Start of RECORDED DATA
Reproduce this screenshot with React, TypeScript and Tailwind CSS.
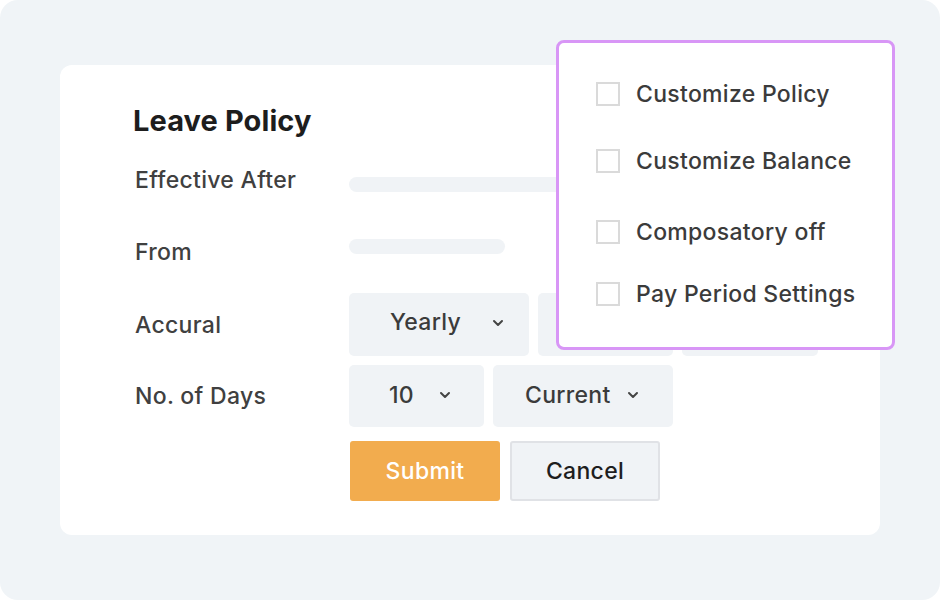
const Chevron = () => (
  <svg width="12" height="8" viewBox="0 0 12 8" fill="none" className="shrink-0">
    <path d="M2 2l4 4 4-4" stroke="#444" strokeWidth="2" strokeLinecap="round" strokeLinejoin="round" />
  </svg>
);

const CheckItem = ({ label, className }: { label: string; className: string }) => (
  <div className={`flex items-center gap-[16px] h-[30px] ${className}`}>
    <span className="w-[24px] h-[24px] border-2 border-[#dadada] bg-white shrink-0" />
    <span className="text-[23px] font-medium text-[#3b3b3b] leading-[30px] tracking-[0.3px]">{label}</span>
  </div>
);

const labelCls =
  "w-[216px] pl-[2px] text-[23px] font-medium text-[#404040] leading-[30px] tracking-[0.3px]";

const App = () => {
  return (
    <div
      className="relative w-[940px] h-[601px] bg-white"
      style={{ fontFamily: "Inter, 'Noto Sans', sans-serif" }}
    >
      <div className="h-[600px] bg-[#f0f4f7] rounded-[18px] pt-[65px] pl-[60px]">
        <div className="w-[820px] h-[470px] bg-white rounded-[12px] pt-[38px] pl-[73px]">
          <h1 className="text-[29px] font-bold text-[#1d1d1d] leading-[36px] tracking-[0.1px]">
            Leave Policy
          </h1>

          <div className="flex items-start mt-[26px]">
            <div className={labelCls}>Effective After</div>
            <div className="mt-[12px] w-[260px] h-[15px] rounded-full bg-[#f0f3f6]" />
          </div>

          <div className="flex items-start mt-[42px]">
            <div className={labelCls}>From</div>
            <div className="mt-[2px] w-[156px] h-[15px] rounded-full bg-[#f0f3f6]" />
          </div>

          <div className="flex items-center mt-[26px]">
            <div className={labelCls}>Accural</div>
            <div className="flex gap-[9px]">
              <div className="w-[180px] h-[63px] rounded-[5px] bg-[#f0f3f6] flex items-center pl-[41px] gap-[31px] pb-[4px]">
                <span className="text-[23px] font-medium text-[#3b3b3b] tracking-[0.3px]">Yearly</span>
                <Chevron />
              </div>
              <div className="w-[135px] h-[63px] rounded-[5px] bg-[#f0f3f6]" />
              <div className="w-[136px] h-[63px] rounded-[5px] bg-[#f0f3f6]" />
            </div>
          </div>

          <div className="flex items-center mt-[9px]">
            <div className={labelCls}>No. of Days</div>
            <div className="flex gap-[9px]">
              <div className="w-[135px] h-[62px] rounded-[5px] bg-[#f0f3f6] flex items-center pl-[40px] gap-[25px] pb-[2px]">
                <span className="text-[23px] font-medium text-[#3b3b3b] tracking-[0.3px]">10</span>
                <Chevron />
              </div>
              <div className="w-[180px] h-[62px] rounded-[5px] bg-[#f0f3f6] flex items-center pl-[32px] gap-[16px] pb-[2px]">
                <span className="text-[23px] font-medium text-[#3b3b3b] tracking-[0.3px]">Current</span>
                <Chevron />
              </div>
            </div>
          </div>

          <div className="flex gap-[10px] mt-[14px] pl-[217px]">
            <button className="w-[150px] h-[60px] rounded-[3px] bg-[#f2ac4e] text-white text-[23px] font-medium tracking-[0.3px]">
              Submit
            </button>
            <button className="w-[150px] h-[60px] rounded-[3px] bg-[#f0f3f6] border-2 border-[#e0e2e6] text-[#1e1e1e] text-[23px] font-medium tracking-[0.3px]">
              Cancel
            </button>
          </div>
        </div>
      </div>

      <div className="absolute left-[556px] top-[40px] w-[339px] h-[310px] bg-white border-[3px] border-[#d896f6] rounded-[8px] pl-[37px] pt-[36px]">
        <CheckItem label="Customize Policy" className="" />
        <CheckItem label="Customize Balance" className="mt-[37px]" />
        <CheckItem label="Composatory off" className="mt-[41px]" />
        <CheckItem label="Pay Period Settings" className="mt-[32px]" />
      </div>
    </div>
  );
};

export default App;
End of RECORDED DATA
Reproduce each line exactly as it appears, omitting the pictures.

Reproduce this screenshot with React, TypeScript and Tailwind CSS.
const Chevron = () => (
  <svg width="12" height="8" viewBox="0 0 12 8" fill="none" className="shrink-0">
    <path d="M2 2l4 4 4-4" stroke="#444" strokeWidth="2" strokeLinecap="round" strokeLinejoin="round" />
  </svg>
);

const CheckItem = ({ label, className }: { label: string; className: string }) => (
  <div className={`flex items-center gap-[16px] h-[30px] ${className}`}>
    <span className="w-[24px] h-[24px] border-2 border-[#dadada] bg-white shrink-0" />
    <span className="text-[23px] font-medium text-[#3b3b3b] leading-[30px] tracking-[0.3px]">{label}</span>
  </div>
);

const labelCls =
  "w-[216px] pl-[2px] text-[23px] font-medium text-[#404040] leading-[30px] tracking-[0.3px]";

const App = () => {
  return (
    <div
      className="relative w-[940px] h-[601px] bg-white"
      style={{ fontFamily: "Inter, 'Noto Sans', sans-serif" }}
    >
      <div className="h-[600px] bg-[#f0f4f7] rounded-[18px] pt-[65px] pl-[60px]">
        <div className="w-[820px] h-[470px] bg-white rounded-[12px] pt-[38px] pl-[73px]">
          <h1 className="text-[29px] font-bold text-[#1d1d1d] leading-[36px] tracking-[0.1px]">
            Leave Policy
          </h1>

          <div className="flex items-start mt-[26px]">
            <div className={labelCls}>Effective After</div>
            <div className="mt-[12px] w-[260px] h-[15px] rounded-full bg-[#f0f3f6]" />
          </div>

          <div className="flex items-start mt-[42px]">
            <div className={labelCls}>From</div>
            <div className="mt-[2px] w-[156px] h-[15px] rounded-full bg-[#f0f3f6]" />
          </div>

          <div className="flex items-center mt-[26px]">
            <div className={labelCls}>Accural</div>
            <div className="flex gap-[9px]">
              <div className="w-[180px] h-[63px] rounded-[5px] bg-[#f0f3f6] flex items-center pl-[41px] gap-[31px] pb-[4px]">
                <span className="text-[23px] font-medium text-[#3b3b3b] tracking-[0.3px]">Yearly</span>
                <Chevron />
              </div>
              <div className="w-[135px] h-[63px] rounded-[5px] bg-[#f0f3f6]" />
              <div className="w-[136px] h-[63px] rounded-[5px] bg-[#f0f3f6]" />
            </div>
          </div>

          <div className="flex items-center mt-[9px]">
            <div className={labelCls}>No. of Days</div>
            <div className="flex gap-[9px]">
              <div className="w-[135px] h-[62px] rounded-[5px] bg-[#f0f3f6] flex items-center pl-[40px] gap-[25px] pb-[2px]">
                <span className="text-[23px] font-medium text-[#3b3b3b] tracking-[0.3px]">10</span>
                <Chevron />
              </div>
              <div className="w-[180px] h-[62px] rounded-[5px] bg-[#f0f3f6] flex items-center pl-[32px] gap-[16px] pb-[2px]">
                <span className="text-[23px] font-medium text-[#3b3b3b] tracking-[0.3px]">Current</span>
                <Chevron />
              </div>
            </div>
          </div>

          <div className="flex gap-[10px] mt-[14px] pl-[217px]">
            <button className="w-[150px] h-[60px] rounded-[3px] bg-[#f2ac4e] text-white text-[23px] font-medium tracking-[0.3px]">
              Submit
            </button>
            <button className="w-[150px] h-[60px] rounded-[3px] bg-[#f0f3f6] border-2 border-[#e0e2e6] text-[#1e1e1e] text-[23px] font-medium tracking-[0.3px]">
              Cancel
            </button>
          </div>
        </div>
      </div>

      <div className="absolute left-[556px] top-[40px] w-[339px] h-[310px] bg-white border-[3px] border-[#d896f6] rounded-[8px] pl-[37px] pt-[36px]">
        <CheckItem label="Customize Policy" className="" />
        <CheckItem label="Customize Balance" className="mt-[37px]" />
        <CheckItem label="Composatory off" className="mt-[41px]" />
        <CheckItem label="Pay Period Settings" className="mt-[32px]" />
      </div>
    </div>
  );
};

export default App;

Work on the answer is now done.